Social tax rate is generally 33 per cent, in particular special cases 13 per cent of the taxable amount. Taxes are due monthly and the remittance of tax is made congruent with the remittance of withholding tax; the tax is paid by the 10th day of the following month. Taxable period for business income of sole proprietors is a calendar year, whereas quarterly advance payments of tax are due.

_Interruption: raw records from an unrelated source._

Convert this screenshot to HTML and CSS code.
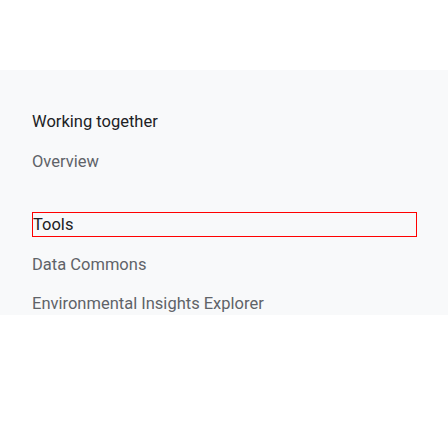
FILE: index.html
```html
<!DOCTYPE html>
<html>
<head>
<meta charset="utf-8">
<link rel="stylesheet" href="styles.css">
</head>
<body>
<div class="top"></div>
<nav class="panel">
  <div class="heading">Working together</div>
  <a class="link first" href="#">Overview</a>
  <div class="heading focused">Tools</div>
  <a class="link data" href="#">Data Commons</a>
  <a class="link env" href="#">Environmental Insights Explorer</a>
</nav>
</body>
</html>
```
FILE: styles.css
```css
html, body {
  margin: 0;
  padding: 0;
  background: #ffffff;
  font-family: Roboto, "Noto Sans", sans-serif;
}
.top {
  height: 70px;
}
.panel {
  background: #f8f9fa;
  padding: 40px 31px 0 32px;
  height: 205px;
  display: flex;
  flex-direction: column;
  overflow: hidden;
}
.heading {
  font-size: 16.5px;
  line-height: 24px;
  color: #202124;
}
.link {
  display: block;
  font-size: 16.5px;
  line-height: 24px;
  color: #5f6368;
  text-decoration: none;
}
.first {
  margin-top: 16px;
}
.focused {
  margin-top: 38px;
  border: 1px solid #ff0000;
  line-height: 23px;
}
.data {
  margin-top: 16px;
}
.env {
  margin-top: 15px;
}
```
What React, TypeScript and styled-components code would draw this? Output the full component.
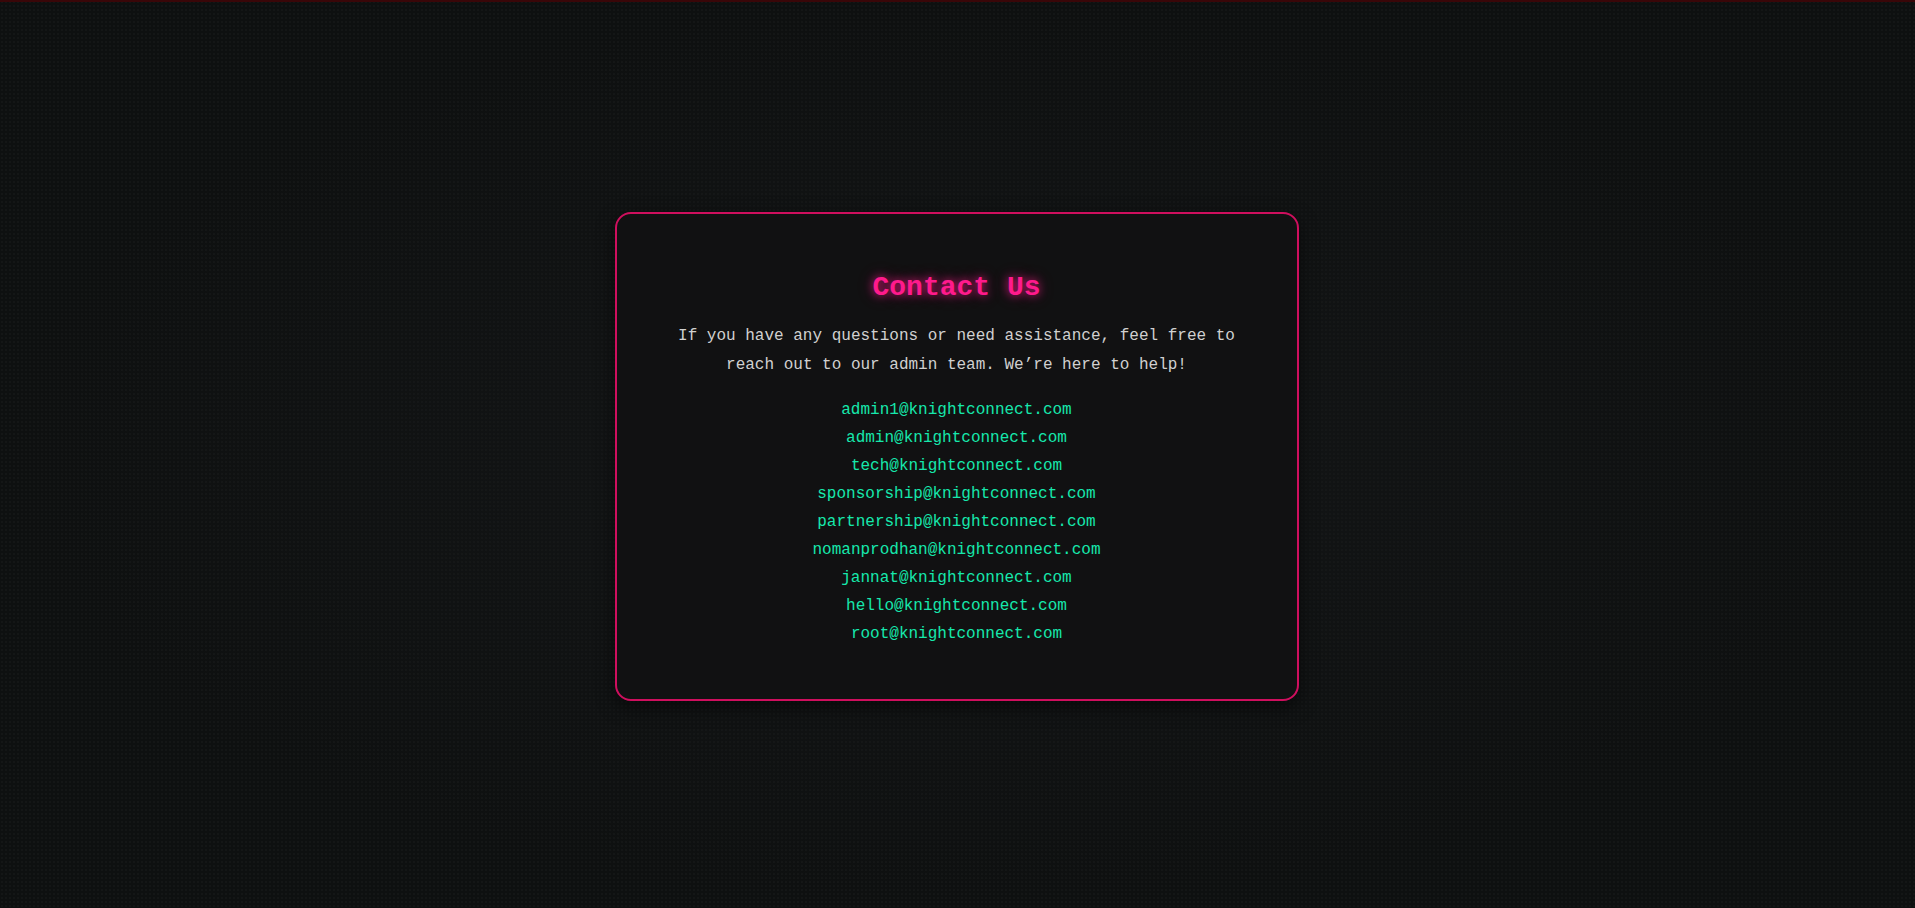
import React from "react";
import styled, { createGlobalStyle } from "styled-components";

const GlobalStyle = createGlobalStyle`
  html, body {
    margin: 0;
    padding: 0;
    height: 100%;
  }
  body {
    background-color: #0e1010;
    background-image:
      radial-gradient(ellipse at center, rgba(24, 26, 28, 0.55) 0%, rgba(14, 16, 16, 0) 70%),
      radial-gradient(rgba(255, 255, 255, 0.025) 1px, transparent 1px);
    background-size: 100% 100%, 4px 4px;
    font-family: "Liberation Mono", "Courier New", monospace;
  }
  #root {
    min-height: 100vh;
  }
`;

const Page = styled.div`
  min-height: 100vh;
  box-sizing: border-box;
  border-top: 2px solid #3a0608;
  display: flex;
  align-items: center;
  justify-content: center;
`;

const Card = styled.section`
  box-sizing: border-box;
  width: 684px;
  height: 489px;
  margin: 2px 2px 0 0;
  padding: 58px 40px 48px;
  background: #111112;
  border: 2px solid #cf0f5e;
  border-radius: 16px;
  box-shadow: 0 6px 18px rgba(0, 0, 0, 0.55);
  display: flex;
  flex-direction: column;
  align-items: center;
  text-align: center;
`;

const Title = styled.h2`
  margin: 0;
  font-family: "Liberation Mono", "Courier New", monospace;
  font-size: 28px;
  line-height: 32px;
  font-weight: 700;
  color: #ff1a8c;
  text-shadow: 0 0 8px rgba(255, 26, 140, 0.75), 0 0 16px rgba(255, 26, 140, 0.35);
`;

const Lead = styled.p`
  margin: 18px 0 0;
  font-size: 16px;
  line-height: 29.5px;
  color: #d0d0d0;
`;

const EmailList = styled.ul`
  list-style: none;
  margin: 15px 0 0;
  padding: 0;
`;

const Email = styled.li`
  font-size: 16px;
  line-height: 28px;
  color: #16e8ac;
`;

const emails = [
  "admin1@knightconnect.com",
  "admin@knightconnect.com",
  "tech@knightconnect.com",
  "sponsorship@knightconnect.com",
  "partnership@knightconnect.com",
  "nomanprodhan@knightconnect.com",
  "jannat@knightconnect.com",
  "hello@knightconnect.com",
  "root@knightconnect.com",
];

export default function App() {
  return (
    <>
      <GlobalStyle />
      <Page>
        <Card>
          <Title>Contact Us</Title>
          <Lead>
            If you have any questions or need assistance, feel free to reach out to our admin
            team. We’re here to help!
          </Lead>
          <EmailList>
            {emails.map((e) => (
              <Email key={e}>{e}</Email>
            ))}
          </EmailList>
        </Card>
      </Page>
    </>
  );
}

Tax Allocation - From January 1, 1999 the social tax payable is personalized and in making pension payments will be taken into account. Tax accrues to the budget of state health insurance fund (13%) and pension insurance fund (20%; 16% + 4% in case of persons who have joined the second pillar of the pension insurance system).


 

Estonia Land Tax

Eligibility
National land tax is paid on all land except: (1) where economic activity is prohibited; (2) land attached to buildings of diplomatic or consular missions of foreign countries; (3) cemeteries and land under churches and temples of congregations; (4) land used by foreign country or international organisation; (5) land in the use of the headquarters of allied forces. In addition, local land tax is not paid on land in municipal ownership or land in public use based on the decision of the local authority.
 

Tax Base
Taxable value is determined by Law on Land Value.


Exemptions
There are exemptions, which are following:

1. The rate of land tax for areas under cultivation used for the production of agricultural products and for natural grassland is  0,1 to 2,0 per cent of the assessed value of the land annually.
2. Recipients of pensions and persons who were repressed by Soviet authorities may be exempted from the obligation to pay land tax on up to 0,1 hectares in cities and 1,0 hectare in rural municipalities on the condition that the applicant for the tax exemption uses the land for living and does not receive rent on the basis of the right of use of land.


Tax Rates
Land tax rate is  0,1 - 2,5 per cent of taxable value. Land where economic activity is restricted by law is either exempted from tax completely or by 50% of the standard tax rate, depending on the nature of restriction. Tax is paid 3 times a year on the 15th of April, July, and October.
 

Tax Allocation
The tax accrues wholly to local budgets of the cities and rural municipalities. The tax is administered by the Estonian Tax and Customs Board.